关于协程，yield，多线程，GIL，异步

前言：对异步，协程一直以来都有点疑惑，认识的层面是在于同步和异步的字面意思，这篇作为异步的原理和学习的笔记

异步实现的原理

硬盘，显卡这些硬件是可以不消耗CPU资源而自动与内存交换数据的，这也是实现异步的基本条件，当数据交互完成，再触发指定的回调函数，来实现异步之后的同步。所以这也是异步I/O操作全部是通过异步回调来实现的原因。

参考文章：https://www.cnblogs.com/ckym/p/11438497.html

多线程和异步的关系

什么是多线程？多线程是实现异步的一种技术。

异步是一种技术功能要求，多线程是实现异步的一种手段。除了使用多线程可以实现异步，异步I/O操作也能实现（这个操作就是python的gevent和asyncio）。

为什么想要了解协程？

在讨论 CPython 基于线程的并行时，全局解释器锁（GIL）是一个大家都有讨论的问题。

根据 Python 的官方文档，我们知道 GIL 是一个互斥锁，用于防止本机多个线程同时执行字节码。换句话说，GIL确保 CPython 在程序执行期间，同一时刻只会使用操作系统的一个线程。不管你的 CPU 是多少核，以及你开了多少个线程，但是同一时刻只会使用操作系统的一个线程、去调度一个CPU。

协程与多线程

协程的特点在于是一个线程执行，那和多线程比，协程有何优势？

最大的优势就是协程极高的执行效率。因为子程序切换不是线程切换，而是由程序自身控制，因此，没有线程切换的开销，和多线程比，线程数量越多，协程的性能优势就越明显。

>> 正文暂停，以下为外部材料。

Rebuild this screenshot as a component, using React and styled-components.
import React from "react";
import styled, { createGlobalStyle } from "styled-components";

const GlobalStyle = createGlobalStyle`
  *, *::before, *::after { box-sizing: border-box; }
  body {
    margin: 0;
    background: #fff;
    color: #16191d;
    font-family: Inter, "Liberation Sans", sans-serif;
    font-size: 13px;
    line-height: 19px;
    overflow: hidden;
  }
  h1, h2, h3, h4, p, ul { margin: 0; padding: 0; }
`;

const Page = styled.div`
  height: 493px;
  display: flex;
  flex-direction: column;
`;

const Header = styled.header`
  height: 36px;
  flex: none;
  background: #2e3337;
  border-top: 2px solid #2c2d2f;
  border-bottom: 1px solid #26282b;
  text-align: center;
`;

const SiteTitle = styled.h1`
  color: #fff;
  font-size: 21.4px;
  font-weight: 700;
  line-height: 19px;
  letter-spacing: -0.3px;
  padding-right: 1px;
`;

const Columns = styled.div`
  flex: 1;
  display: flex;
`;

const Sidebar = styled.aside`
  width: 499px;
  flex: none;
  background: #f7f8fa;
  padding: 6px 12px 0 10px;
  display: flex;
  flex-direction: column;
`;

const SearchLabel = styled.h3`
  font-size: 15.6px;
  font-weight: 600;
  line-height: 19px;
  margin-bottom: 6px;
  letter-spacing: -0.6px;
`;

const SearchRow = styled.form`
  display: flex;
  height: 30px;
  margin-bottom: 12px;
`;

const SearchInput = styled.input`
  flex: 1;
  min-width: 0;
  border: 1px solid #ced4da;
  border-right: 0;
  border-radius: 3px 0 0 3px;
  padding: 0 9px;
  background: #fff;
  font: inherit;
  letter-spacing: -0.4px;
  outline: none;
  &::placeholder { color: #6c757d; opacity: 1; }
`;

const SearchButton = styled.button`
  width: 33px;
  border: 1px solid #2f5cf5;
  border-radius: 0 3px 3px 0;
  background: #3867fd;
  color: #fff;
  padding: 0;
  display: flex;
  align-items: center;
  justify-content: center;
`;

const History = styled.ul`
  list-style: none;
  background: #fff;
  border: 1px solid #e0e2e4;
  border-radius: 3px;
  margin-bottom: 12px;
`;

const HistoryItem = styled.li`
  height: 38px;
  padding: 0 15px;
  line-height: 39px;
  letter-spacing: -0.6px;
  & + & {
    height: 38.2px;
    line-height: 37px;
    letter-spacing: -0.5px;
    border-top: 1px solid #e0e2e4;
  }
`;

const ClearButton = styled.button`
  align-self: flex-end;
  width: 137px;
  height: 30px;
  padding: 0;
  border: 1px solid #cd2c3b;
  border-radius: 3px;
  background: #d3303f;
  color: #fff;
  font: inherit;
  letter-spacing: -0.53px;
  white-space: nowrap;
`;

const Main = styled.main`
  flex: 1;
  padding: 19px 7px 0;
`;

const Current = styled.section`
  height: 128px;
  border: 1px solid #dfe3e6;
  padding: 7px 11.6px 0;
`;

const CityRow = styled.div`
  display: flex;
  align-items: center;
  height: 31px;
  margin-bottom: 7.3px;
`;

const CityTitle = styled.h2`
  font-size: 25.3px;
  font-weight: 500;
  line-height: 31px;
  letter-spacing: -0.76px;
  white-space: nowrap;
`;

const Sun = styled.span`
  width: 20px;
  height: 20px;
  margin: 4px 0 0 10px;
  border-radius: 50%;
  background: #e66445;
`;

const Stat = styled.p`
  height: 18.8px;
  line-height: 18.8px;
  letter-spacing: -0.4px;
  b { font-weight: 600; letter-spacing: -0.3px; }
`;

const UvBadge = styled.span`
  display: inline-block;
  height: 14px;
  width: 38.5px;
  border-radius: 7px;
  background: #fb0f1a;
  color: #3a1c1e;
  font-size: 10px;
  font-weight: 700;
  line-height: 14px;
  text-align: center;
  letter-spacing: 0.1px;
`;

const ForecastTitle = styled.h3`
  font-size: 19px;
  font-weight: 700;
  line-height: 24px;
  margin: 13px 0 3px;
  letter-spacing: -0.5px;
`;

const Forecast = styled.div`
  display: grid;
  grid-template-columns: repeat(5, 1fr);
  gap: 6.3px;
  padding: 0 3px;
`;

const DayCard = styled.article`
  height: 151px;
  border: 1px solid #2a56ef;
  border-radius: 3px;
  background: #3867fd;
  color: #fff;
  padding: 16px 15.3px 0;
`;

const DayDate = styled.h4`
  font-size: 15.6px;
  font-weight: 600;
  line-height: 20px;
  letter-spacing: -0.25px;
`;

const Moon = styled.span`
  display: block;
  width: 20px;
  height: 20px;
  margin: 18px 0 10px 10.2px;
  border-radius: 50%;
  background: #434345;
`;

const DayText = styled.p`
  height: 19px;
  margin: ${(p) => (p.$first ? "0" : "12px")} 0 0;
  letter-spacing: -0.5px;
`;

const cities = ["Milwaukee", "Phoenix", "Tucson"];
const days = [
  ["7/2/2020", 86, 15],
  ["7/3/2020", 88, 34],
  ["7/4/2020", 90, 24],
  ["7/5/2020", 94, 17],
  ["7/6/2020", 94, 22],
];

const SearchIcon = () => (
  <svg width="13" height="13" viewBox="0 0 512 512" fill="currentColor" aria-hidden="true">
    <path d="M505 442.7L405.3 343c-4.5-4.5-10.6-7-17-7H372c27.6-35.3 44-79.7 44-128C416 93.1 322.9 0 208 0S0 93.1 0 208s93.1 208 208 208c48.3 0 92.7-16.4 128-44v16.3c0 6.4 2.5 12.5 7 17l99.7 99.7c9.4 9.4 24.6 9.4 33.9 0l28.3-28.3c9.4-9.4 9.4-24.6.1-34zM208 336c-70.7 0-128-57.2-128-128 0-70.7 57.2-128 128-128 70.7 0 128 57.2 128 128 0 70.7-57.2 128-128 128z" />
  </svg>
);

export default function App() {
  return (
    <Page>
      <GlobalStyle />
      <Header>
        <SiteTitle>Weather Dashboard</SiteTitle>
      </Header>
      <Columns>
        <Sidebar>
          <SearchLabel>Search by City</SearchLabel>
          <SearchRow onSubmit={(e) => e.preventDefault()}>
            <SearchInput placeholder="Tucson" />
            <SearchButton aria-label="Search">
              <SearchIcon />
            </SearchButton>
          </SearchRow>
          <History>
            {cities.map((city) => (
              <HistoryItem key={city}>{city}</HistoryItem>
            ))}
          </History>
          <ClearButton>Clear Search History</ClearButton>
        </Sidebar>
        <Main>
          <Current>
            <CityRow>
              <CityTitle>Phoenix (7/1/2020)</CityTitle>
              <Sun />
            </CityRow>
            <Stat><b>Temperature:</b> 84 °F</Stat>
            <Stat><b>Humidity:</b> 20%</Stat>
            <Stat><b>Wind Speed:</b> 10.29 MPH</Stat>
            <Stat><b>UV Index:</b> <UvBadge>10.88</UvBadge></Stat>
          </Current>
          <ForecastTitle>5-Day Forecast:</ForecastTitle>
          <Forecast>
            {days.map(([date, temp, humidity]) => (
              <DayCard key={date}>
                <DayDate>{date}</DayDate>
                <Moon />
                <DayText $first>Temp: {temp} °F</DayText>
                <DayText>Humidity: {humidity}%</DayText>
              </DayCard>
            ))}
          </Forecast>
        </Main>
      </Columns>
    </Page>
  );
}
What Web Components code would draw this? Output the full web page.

第二大优势就是不需要多线程的锁机制，因为只有一个线程，也不存在同时写变量冲突，在协程中控制共享资源不加锁，只需要判断状态就好了，所以执行效率比多线程高很多。

因为协程是一个线程执行，那怎么利用多核CPU呢？最简单的方法是多进程+协程，既充分利用多核，又充分发挥协程的高效率，可获得极高的性能。

参考文章：https://www.cnblogs.com/traditional/p/13289905.html

那上面的意思是不是在python以cpython解释器运行的时候，对于threading模块是不是就毫无作用？

因为 GIL 的存在使得同一时刻只有一个核被使用，所以对于纯计算的代码来说，理论上多线程和单线程是没有区别的。并且由于多线程涉及上下文的切换，会额外有一些开销，所以反而还慢一些。

什么时候threading模块能起作用？

对于处理IO操作而非计算操作的线程，python的多线程还是非常有用的，但是比起协程，多线程还是慢了一点

原因：python多线程在处理IO的时候，一个线程获得GIL发送消息，然后等待返回消息（阻塞），此时得python则会释放GIL锁，其他线程得到GIL发送消息，然后同样等待返回消息（阻塞），这样保证了IO传输过程时间的合理利用，提高IO传输效率，节省了一个http请求访问响应返回这个过程中间所用的时间。

解决GIL问题的方案

1.使用其它语言，例如C，Java

2.使用其它解释器，如java的解释器jpython

3.使用多进程

线程释放GIL锁的情况：

1.在IO操作等可能会引起阻塞的system call之前，可以暂时释放GIL，但在执行完毕后，必须重新获取GIL。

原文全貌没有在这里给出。